### What you are asked to do:
Copy all lines below containing "full".

### Collected material:
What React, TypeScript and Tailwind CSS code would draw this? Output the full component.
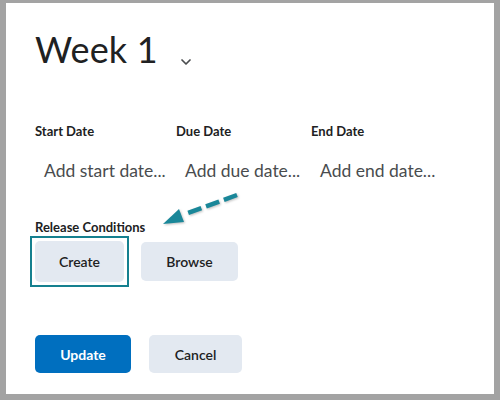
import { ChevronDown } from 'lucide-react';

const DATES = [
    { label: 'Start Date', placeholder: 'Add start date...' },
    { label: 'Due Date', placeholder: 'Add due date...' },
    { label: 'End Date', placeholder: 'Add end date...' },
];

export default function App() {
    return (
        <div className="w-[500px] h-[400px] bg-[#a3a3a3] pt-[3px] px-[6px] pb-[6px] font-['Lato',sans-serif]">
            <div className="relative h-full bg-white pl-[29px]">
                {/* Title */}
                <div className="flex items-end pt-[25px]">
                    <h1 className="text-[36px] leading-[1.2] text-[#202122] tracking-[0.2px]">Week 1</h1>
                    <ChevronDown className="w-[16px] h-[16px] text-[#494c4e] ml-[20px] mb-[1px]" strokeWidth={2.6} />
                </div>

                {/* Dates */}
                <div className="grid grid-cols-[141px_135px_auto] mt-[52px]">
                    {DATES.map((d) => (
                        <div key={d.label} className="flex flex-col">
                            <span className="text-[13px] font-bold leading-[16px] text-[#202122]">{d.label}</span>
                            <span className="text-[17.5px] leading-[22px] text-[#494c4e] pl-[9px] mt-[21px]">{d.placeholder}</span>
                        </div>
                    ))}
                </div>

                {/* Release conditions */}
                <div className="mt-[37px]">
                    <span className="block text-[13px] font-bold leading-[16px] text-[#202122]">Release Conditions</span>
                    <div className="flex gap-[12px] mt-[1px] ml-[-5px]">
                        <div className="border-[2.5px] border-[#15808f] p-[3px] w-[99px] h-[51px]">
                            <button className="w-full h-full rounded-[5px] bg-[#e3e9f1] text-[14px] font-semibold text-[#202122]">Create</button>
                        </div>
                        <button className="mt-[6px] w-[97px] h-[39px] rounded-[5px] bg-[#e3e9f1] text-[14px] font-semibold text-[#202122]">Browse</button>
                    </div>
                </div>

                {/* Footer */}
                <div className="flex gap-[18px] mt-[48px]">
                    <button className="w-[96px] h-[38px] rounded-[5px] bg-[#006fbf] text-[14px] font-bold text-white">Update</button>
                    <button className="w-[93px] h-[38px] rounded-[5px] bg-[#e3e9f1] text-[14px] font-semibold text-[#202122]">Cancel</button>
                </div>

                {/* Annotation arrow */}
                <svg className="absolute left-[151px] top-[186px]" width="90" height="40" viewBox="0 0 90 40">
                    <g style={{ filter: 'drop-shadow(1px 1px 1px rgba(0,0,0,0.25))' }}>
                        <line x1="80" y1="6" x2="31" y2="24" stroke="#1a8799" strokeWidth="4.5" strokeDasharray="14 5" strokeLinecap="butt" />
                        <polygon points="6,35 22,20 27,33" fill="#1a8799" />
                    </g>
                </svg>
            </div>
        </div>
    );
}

### Solution for this task:
What React, TypeScript and Tailwind CSS code would draw this? Output the full component.
            <div className="relative h-full bg-white pl-[29px]">
                            <button className="w-full h-full rounded-[5px] bg-[#e3e9f1] text-[14px] font-semibold text-[#202122]">Create</button>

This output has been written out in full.